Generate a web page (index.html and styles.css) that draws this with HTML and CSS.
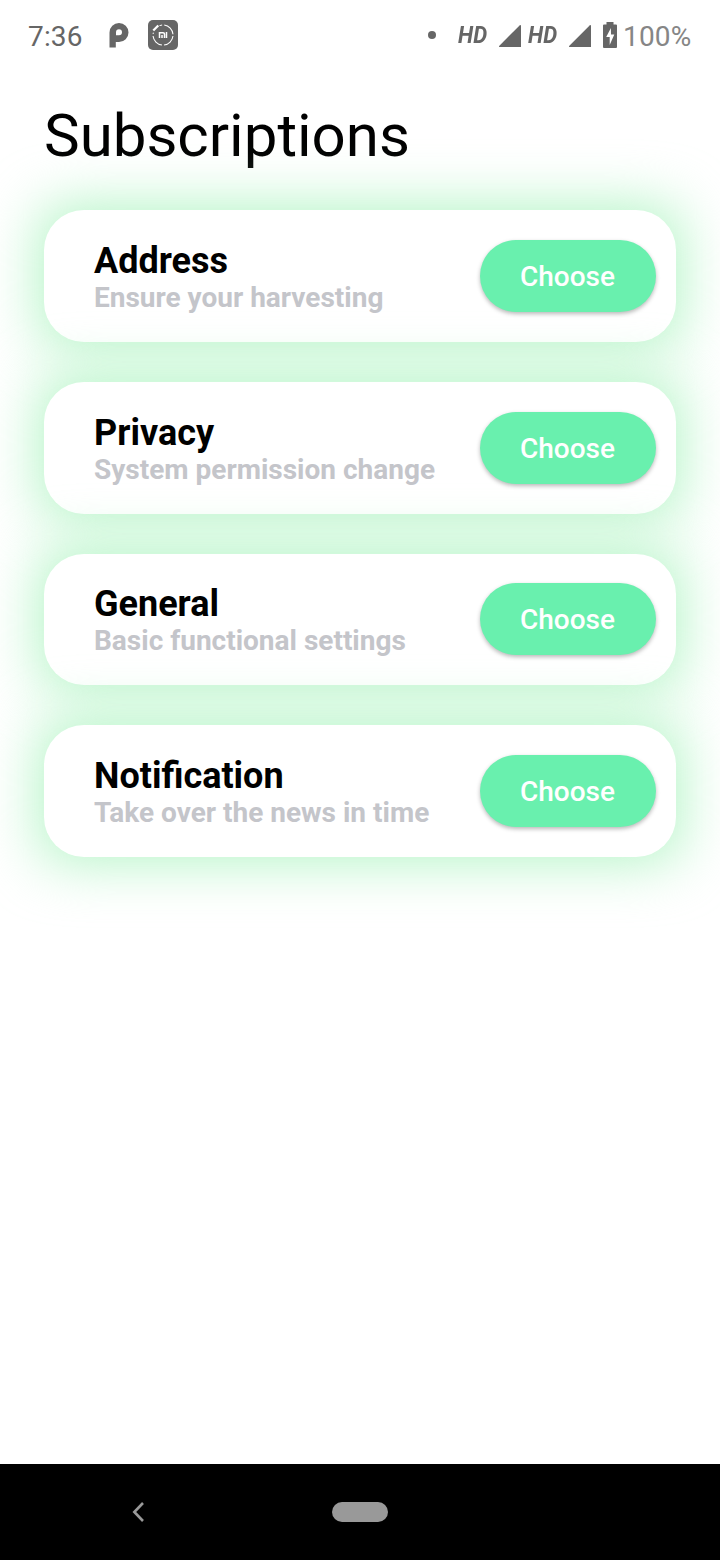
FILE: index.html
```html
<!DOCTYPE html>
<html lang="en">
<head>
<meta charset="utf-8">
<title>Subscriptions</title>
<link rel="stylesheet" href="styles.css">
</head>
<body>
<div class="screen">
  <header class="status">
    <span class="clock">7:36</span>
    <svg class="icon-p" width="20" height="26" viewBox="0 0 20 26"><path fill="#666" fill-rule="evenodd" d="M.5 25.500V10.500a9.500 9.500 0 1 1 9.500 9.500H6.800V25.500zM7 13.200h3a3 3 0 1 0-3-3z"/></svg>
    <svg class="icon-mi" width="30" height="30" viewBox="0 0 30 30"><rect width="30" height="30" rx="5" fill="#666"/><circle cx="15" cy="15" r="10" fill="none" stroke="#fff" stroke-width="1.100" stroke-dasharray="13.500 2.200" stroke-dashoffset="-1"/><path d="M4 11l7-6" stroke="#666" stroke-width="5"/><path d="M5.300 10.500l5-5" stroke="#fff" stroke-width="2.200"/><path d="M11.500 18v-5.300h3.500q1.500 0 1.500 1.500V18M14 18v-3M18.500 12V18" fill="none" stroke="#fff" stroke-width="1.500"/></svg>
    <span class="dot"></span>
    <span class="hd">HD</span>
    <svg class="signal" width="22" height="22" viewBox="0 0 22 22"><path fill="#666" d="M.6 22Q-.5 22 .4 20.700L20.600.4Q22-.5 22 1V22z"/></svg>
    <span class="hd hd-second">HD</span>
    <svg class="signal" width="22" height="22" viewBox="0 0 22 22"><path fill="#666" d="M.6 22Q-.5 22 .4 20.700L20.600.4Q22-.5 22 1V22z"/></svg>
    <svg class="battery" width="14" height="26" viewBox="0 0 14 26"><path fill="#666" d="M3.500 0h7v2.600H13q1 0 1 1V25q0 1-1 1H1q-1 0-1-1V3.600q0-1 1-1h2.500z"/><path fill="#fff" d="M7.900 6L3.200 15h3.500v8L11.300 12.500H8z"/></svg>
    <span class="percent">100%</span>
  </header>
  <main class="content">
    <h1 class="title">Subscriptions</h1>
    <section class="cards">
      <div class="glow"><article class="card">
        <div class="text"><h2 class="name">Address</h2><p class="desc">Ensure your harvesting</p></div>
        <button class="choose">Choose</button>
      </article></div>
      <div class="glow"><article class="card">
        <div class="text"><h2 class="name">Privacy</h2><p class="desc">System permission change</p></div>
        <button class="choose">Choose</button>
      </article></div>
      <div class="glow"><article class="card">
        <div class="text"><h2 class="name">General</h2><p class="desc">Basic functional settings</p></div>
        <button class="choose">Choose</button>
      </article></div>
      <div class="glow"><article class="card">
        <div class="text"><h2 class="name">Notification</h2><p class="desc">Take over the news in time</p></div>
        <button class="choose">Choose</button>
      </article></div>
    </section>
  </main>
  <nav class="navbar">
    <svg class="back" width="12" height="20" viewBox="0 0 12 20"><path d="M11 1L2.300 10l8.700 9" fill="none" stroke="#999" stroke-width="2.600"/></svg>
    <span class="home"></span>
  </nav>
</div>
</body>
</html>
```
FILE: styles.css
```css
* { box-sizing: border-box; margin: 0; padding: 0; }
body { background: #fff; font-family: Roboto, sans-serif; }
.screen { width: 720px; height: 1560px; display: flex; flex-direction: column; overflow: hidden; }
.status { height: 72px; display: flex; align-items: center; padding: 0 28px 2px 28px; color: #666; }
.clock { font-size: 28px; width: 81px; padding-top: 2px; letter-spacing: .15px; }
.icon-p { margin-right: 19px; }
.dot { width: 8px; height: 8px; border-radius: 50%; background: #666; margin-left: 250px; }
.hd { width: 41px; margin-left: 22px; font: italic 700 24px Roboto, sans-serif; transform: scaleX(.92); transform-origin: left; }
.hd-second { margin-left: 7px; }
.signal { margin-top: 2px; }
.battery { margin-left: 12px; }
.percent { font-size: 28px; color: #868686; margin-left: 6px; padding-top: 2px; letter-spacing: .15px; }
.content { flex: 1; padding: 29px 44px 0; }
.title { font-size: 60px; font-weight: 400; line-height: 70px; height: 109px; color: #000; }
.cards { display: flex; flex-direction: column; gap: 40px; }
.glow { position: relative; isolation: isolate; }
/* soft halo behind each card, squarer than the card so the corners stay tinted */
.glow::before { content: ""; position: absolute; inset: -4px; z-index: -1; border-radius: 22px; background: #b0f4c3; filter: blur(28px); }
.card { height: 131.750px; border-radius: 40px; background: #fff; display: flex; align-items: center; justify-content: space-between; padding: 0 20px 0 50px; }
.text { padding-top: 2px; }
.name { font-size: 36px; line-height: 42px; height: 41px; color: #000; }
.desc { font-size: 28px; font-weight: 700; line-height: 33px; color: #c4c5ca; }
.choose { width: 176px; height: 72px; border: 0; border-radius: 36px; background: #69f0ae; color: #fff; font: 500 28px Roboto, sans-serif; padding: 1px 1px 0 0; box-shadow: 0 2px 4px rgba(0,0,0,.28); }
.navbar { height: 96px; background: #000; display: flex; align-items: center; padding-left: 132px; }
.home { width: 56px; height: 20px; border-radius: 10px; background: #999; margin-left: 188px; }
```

Stated exercise: Skip the images and write out the rest of the listing exactly.

Exercise answer:
Generate a web page (index.html and styles.css) that draws this with HTML and CSS.
FILE: index.html
```html
<!DOCTYPE html>
<html lang="en">
<head>
<meta charset="utf-8">
<title>Subscriptions</title>
<link rel="stylesheet" href="styles.css">
</head>
<body>
<div class="screen">
  <header class="status">
    <span class="clock">7:36</span>
    <svg class="icon-p" width="20" height="26" viewBox="0 0 20 26"><path fill="#666" fill-rule="evenodd" d="M.5 25.500V10.500a9.500 9.500 0 1 1 9.500 9.500H6.800V25.500zM7 13.200h3a3 3 0 1 0-3-3z"/></svg>
    <svg class="icon-mi" width="30" height="30" viewBox="0 0 30 30"><rect width="30" height="30" rx="5" fill="#666"/><circle cx="15" cy="15" r="10" fill="none" stroke="#fff" stroke-width="1.100" stroke-dasharray="13.500 2.200" stroke-dashoffset="-1"/><path d="M4 11l7-6" stroke="#666" stroke-width="5"/><path d="M5.300 10.500l5-5" stroke="#fff" stroke-width="2.200"/><path d="M11.500 18v-5.300h3.500q1.500 0 1.500 1.500V18M14 18v-3M18.500 12V18" fill="none" stroke="#fff" stroke-width="1.500"/></svg>
    <span class="dot"></span>
    <span class="hd">HD</span>
    <svg class="signal" width="22" height="22" viewBox="0 0 22 22"><path fill="#666" d="M.6 22Q-.5 22 .4 20.700L20.600.4Q22-.5 22 1V22z"/></svg>
    <span class="hd hd-second">HD</span>
    <svg class="signal" width="22" height="22" viewBox="0 0 22 22"><path fill="#666" d="M.6 22Q-.5 22 .4 20.700L20.600.4Q22-.5 22 1V22z"/></svg>
    <svg class="battery" width="14" height="26" viewBox="0 0 14 26"><path fill="#666" d="M3.500 0h7v2.600H13q1 0 1 1V25q0 1-1 1H1q-1 0-1-1V3.600q0-1 1-1h2.500z"/><path fill="#fff" d="M7.900 6L3.200 15h3.500v8L11.300 12.500H8z"/></svg>
    <span class="percent">100%</span>
  </header>
  <main class="content">
    <h1 class="title">Subscriptions</h1>
    <section class="cards">
      <div class="glow"><article class="card">
        <div class="text"><h2 class="name">Address</h2><p class="desc">Ensure your harvesting</p></div>
        <button class="choose">Choose</button>
      </article></div>
      <div class="glow"><article class="card">
        <div class="text"><h2 class="name">Privacy</h2><p class="desc">System permission change</p></div>
        <button class="choose">Choose</button>
      </article></div>
      <div class="glow"><article class="card">
        <div class="text"><h2 class="name">General</h2><p class="desc">Basic functional settings</p></div>
        <button class="choose">Choose</button>
      </article></div>
      <div class="glow"><article class="card">
        <div class="text"><h2 class="name">Notification</h2><p class="desc">Take over the news in time</p></div>
        <button class="choose">Choose</button>
      </article></div>
    </section>
  </main>
  <nav class="navbar">
    <svg class="back" width="12" height="20" viewBox="0 0 12 20"><path d="M11 1L2.300 10l8.700 9" fill="none" stroke="#999" stroke-width="2.600"/></svg>
    <span class="home"></span>
  </nav>
</div>
</body>
</html>
```
FILE: styles.css
```css
* { box-sizing: border-box; margin: 0; padding: 0; }
body { background: #fff; font-family: Roboto, sans-serif; }
.screen { width: 720px; height: 1560px; display: flex; flex-direction: column; overflow: hidden; }
.status { height: 72px; display: flex; align-items: center; padding: 0 28px 2px 28px; color: #666; }
.clock { font-size: 28px; width: 81px; padding-top: 2px; letter-spacing: .15px; }
.icon-p { margin-right: 19px; }
.dot { width: 8px; height: 8px; border-radius: 50%; background: #666; margin-left: 250px; }
.hd { width: 41px; margin-left: 22px; font: italic 700 24px Roboto, sans-serif; transform: scaleX(.92); transform-origin: left; }
.hd-second { margin-left: 7px; }
.signal { margin-top: 2px; }
.battery { margin-left: 12px; }
.percent { font-size: 28px; color: #868686; margin-left: 6px; padding-top: 2px; letter-spacing: .15px; }
.content { flex: 1; padding: 29px 44px 0; }
.title { font-size: 60px; font-weight: 400; line-height: 70px; height: 109px; color: #000; }
.cards { display: flex; flex-direction: column; gap: 40px; }
.glow { position: relative; isolation: isolate; }
/* soft halo behind each card, squarer than the card so the corners stay tinted */
.glow::before { content: ""; position: absolute; inset: -4px; z-index: -1; border-radius: 22px; background: #b0f4c3; filter: blur(28px); }
.card { height: 131.750px; border-radius: 40px; background: #fff; display: flex; align-items: center; justify-content: space-between; padding: 0 20px 0 50px; }
.text { padding-top: 2px; }
.name { font-size: 36px; line-height: 42px; height: 41px; color: #000; }
.desc { font-size: 28px; font-weight: 700; line-height: 33px; color: #c4c5ca; }
.choose { width: 176px; height: 72px; border: 0; border-radius: 36px; background: #69f0ae; color: #fff; font: 500 28px Roboto, sans-serif; padding: 1px 1px 0 0; box-shadow: 0 2px 4px rgba(0,0,0,.28); }
.navbar { height: 96px; background: #000; display: flex; align-items: center; padding-left: 132px; }
.home { width: 56px; height: 20px; border-radius: 10px; background: #999; margin-left: 188px; }
```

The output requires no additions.